The exercise: Print out each entry below exactly, please.

Data provided:

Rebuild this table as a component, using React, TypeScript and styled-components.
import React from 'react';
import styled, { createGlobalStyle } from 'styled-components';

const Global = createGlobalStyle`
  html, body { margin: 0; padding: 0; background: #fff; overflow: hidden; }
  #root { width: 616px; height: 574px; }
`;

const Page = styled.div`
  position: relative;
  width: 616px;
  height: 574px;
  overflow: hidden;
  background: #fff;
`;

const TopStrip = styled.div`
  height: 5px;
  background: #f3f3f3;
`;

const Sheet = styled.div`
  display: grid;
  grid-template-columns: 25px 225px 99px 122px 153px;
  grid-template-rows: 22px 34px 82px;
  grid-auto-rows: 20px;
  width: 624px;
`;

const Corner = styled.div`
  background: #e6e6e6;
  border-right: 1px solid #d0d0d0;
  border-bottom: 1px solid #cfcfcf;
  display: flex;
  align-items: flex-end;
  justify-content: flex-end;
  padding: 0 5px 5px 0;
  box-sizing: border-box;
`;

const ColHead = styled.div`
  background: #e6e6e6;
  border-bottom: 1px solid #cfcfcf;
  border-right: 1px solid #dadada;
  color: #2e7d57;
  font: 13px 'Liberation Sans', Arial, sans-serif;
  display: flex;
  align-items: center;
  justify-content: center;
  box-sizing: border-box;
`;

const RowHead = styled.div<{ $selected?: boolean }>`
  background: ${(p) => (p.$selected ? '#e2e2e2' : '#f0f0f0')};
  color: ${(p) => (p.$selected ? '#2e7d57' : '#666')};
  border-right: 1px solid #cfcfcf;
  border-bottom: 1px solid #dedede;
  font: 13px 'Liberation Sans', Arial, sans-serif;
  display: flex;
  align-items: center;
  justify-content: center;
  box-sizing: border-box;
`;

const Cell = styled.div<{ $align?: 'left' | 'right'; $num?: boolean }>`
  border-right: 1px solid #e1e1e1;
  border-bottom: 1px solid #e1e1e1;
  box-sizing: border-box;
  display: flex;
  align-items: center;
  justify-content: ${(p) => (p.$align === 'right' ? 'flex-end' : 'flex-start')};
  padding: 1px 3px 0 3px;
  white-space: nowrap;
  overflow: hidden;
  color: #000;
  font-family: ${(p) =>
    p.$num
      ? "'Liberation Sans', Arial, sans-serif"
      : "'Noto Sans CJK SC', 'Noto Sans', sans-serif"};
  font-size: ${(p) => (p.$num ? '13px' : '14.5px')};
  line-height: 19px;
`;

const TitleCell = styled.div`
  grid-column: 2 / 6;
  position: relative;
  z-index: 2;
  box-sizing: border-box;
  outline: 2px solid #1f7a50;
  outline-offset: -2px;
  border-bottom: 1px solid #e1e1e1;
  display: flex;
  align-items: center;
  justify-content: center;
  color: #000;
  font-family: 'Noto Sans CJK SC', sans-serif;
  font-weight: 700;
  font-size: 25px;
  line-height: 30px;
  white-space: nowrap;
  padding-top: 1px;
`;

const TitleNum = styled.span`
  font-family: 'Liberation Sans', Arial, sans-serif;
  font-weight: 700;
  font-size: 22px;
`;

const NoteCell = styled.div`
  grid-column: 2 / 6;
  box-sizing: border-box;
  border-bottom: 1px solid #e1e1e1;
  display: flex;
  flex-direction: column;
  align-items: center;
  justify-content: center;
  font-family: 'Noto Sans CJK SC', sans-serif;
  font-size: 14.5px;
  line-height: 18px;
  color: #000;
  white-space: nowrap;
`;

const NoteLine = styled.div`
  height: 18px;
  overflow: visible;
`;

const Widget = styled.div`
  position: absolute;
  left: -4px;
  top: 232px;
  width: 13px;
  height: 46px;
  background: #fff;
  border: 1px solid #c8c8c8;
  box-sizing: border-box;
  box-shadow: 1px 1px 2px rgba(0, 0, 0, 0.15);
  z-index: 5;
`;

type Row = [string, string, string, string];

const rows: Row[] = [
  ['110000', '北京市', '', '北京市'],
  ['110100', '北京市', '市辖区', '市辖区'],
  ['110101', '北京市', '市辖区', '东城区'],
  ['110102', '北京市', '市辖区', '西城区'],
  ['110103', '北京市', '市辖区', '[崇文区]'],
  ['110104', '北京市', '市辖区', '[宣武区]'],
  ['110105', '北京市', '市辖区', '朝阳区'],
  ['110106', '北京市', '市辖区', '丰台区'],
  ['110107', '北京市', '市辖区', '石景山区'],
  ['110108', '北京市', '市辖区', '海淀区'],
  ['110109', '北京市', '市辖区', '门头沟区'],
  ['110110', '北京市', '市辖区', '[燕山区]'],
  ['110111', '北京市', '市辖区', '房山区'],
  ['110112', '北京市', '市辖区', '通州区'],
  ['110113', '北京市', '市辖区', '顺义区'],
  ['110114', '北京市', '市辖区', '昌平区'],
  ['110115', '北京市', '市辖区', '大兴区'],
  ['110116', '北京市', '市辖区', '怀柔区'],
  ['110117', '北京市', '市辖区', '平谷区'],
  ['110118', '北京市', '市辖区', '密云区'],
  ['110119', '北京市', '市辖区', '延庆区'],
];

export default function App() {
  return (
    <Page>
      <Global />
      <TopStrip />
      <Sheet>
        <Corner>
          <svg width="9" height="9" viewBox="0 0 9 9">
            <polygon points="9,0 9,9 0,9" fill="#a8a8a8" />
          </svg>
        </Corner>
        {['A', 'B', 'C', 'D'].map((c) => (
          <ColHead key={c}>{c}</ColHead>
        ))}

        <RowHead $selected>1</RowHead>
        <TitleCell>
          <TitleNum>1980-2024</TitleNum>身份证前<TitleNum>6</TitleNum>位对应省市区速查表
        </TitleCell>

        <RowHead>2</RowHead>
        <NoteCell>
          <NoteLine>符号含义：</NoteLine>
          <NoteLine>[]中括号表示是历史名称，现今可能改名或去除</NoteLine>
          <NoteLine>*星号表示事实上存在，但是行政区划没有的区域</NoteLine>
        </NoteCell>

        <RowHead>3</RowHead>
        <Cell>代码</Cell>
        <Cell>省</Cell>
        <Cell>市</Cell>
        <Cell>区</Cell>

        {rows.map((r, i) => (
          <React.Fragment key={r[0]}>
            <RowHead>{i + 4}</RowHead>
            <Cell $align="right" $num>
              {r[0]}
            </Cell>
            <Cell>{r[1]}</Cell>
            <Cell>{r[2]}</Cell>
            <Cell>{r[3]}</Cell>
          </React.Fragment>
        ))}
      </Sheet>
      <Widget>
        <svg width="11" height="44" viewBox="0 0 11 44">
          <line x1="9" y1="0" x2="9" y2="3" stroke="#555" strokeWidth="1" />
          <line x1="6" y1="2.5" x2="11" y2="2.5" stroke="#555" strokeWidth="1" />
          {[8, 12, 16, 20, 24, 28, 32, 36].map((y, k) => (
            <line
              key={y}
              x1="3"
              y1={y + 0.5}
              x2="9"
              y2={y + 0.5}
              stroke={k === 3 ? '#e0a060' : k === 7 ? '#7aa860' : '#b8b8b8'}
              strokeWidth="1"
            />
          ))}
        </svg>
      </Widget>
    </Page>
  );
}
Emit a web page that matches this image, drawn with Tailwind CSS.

The response:
Rebuild this table as a component, using React, TypeScript and styled-components.
import React from 'react';
import styled, { createGlobalStyle } from 'styled-components';

const Global = createGlobalStyle`
  html, body { margin: 0; padding: 0; background: #fff; overflow: hidden; }
  #root { width: 616px; height: 574px; }
`;

const Page = styled.div`
  position: relative;
  width: 616px;
  height: 574px;
  overflow: hidden;
  background: #fff;
`;

const TopStrip = styled.div`
  height: 5px;
  background: #f3f3f3;
`;

const Sheet = styled.div`
  display: grid;
  grid-template-columns: 25px 225px 99px 122px 153px;
  grid-template-rows: 22px 34px 82px;
  grid-auto-rows: 20px;
  width: 624px;
`;

const Corner = styled.div`
  background: #e6e6e6;
  border-right: 1px solid #d0d0d0;
  border-bottom: 1px solid #cfcfcf;
  display: flex;
  align-items: flex-end;
  justify-content: flex-end;
  padding: 0 5px 5px 0;
  box-sizing: border-box;
`;

const ColHead = styled.div`
  background: #e6e6e6;
  border-bottom: 1px solid #cfcfcf;
  border-right: 1px solid #dadada;
  color: #2e7d57;
  font: 13px 'Liberation Sans', Arial, sans-serif;
  display: flex;
  align-items: center;
  justify-content: center;
  box-sizing: border-box;
`;

const RowHead = styled.div<{ $selected?: boolean }>`
  background: ${(p) => (p.$selected ? '#e2e2e2' : '#f0f0f0')};
  color: ${(p) => (p.$selected ? '#2e7d57' : '#666')};
  border-right: 1px solid #cfcfcf;
  border-bottom: 1px solid #dedede;
  font: 13px 'Liberation Sans', Arial, sans-serif;
  display: flex;
  align-items: center;
  justify-content: center;
  box-sizing: border-box;
`;

const Cell = styled.div<{ $align?: 'left' | 'right'; $num?: boolean }>`
  border-right: 1px solid #e1e1e1;
  border-bottom: 1px solid #e1e1e1;
  box-sizing: border-box;
  display: flex;
  align-items: center;
  justify-content: ${(p) => (p.$align === 'right' ? 'flex-end' : 'flex-start')};
  padding: 1px 3px 0 3px;
  white-space: nowrap;
  overflow: hidden;
  color: #000;
  font-family: ${(p) =>
    p.$num
      ? "'Liberation Sans', Arial, sans-serif"
      : "'Noto Sans CJK SC', 'Noto Sans', sans-serif"};
  font-size: ${(p) => (p.$num ? '13px' : '14.5px')};
  line-height: 19px;
`;

const TitleCell = styled.div`
  grid-column: 2 / 6;
  position: relative;
  z-index: 2;
  box-sizing: border-box;
  outline: 2px solid #1f7a50;
  outline-offset: -2px;
  border-bottom: 1px solid #e1e1e1;
  display: flex;
  align-items: center;
  justify-content: center;
  color: #000;
  font-family: 'Noto Sans CJK SC', sans-serif;
  font-weight: 700;
  font-size: 25px;
  line-height: 30px;
  white-space: nowrap;
  padding-top: 1px;
`;

const TitleNum = styled.span`
  font-family: 'Liberation Sans', Arial, sans-serif;
  font-weight: 700;
  font-size: 22px;
`;

const NoteCell = styled.div`
  grid-column: 2 / 6;
  box-sizing: border-box;
  border-bottom: 1px solid #e1e1e1;
  display: flex;
  flex-direction: column;
  align-items: center;
  justify-content: center;
  font-family: 'Noto Sans CJK SC', sans-serif;
  font-size: 14.5px;
  line-height: 18px;
  color: #000;
  white-space: nowrap;
`;

const NoteLine = styled.div`
  height: 18px;
  overflow: visible;
`;

const Widget = styled.div`
  position: absolute;
  left: -4px;
  top: 232px;
  width: 13px;
  height: 46px;
  background: #fff;
  border: 1px solid #c8c8c8;
  box-sizing: border-box;
  box-shadow: 1px 1px 2px rgba(0, 0, 0, 0.15);
  z-index: 5;
`;

type Row = [string, string, string, string];

const rows: Row[] = [
  ['110000', '北京市', '', '北京市'],
  ['110100', '北京市', '市辖区', '市辖区'],
  ['110101', '北京市', '市辖区', '东城区'],
  ['110102', '北京市', '市辖区', '西城区'],
  ['110103', '北京市', '市辖区', '[崇文区]'],
  ['110104', '北京市', '市辖区', '[宣武区]'],
  ['110105', '北京市', '市辖区', '朝阳区'],
  ['110106', '北京市', '市辖区', '丰台区'],
  ['110107', '北京市', '市辖区', '石景山区'],
  ['110108', '北京市', '市辖区', '海淀区'],
  ['110109', '北京市', '市辖区', '门头沟区'],
  ['110110', '北京市', '市辖区', '[燕山区]'],
  ['110111', '北京市', '市辖区', '房山区'],
  ['110112', '北京市', '市辖区', '通州区'],
  ['110113', '北京市', '市辖区', '顺义区'],
  ['110114', '北京市', '市辖区', '昌平区'],
  ['110115', '北京市', '市辖区', '大兴区'],
  ['110116', '北京市', '市辖区', '怀柔区'],
  ['110117', '北京市', '市辖区', '平谷区'],
  ['110118', '北京市', '市辖区', '密云区'],
  ['110119', '北京市', '市辖区', '延庆区'],
];

export default function App() {
  return (
    <Page>
      <Global />
      <TopStrip />
      <Sheet>
        <Corner>
          <svg width="9" height="9" viewBox="0 0 9 9">
            <polygon points="9,0 9,9 0,9" fill="#a8a8a8" />
          </svg>
        </Corner>
        {['A', 'B', 'C', 'D'].map((c) => (
          <ColHead key={c}>{c}</ColHead>
        ))}

        <RowHead $selected>1</RowHead>
        <TitleCell>
          <TitleNum>1980-2024</TitleNum>身份证前<TitleNum>6</TitleNum>位对应省市区速查表
        </TitleCell>

        <RowHead>2</RowHead>
        <NoteCell>
          <NoteLine>符号含义：</NoteLine>
          <NoteLine>[]中括号表示是历史名称，现今可能改名或去除</NoteLine>
          <NoteLine>*星号表示事实上存在，但是行政区划没有的区域</NoteLine>
        </NoteCell>

        <RowHead>3</RowHead>
        <Cell>代码</Cell>
        <Cell>省</Cell>
        <Cell>市</Cell>
        <Cell>区</Cell>

        {rows.map((r, i) => (
          <React.Fragment key={r[0]}>
            <RowHead>{i + 4}</RowHead>
            <Cell $align="right" $num>
              {r[0]}
            </Cell>
            <Cell>{r[1]}</Cell>
            <Cell>{r[2]}</Cell>
            <Cell>{r[3]}</Cell>
          </React.Fragment>
        ))}
      </Sheet>
      <Widget>
        <svg width="11" height="44" viewBox="0 0 11 44">
          <line x1="9" y1="0" x2="9" y2="3" stroke="#555" strokeWidth="1" />
          <line x1="6" y1="2.5" x2="11" y2="2.5" stroke="#555" strokeWidth="1" />
          {[8, 12, 16, 20, 24, 28, 32, 36].map((y, k) => (
            <line
              key={y}
              x1="3"
              y1={y + 0.5}
              x2="9"
              y2={y + 0.5}
              stroke={k === 3 ? '#e0a060' : k === 7 ? '#7aa860' : '#b8b8b8'}
              strokeWidth="1"
            />
          ))}
        </svg>
      </Widget>
    </Page>
  );
}
Emit a web page that matches this image, drawn with Tailwind CSS.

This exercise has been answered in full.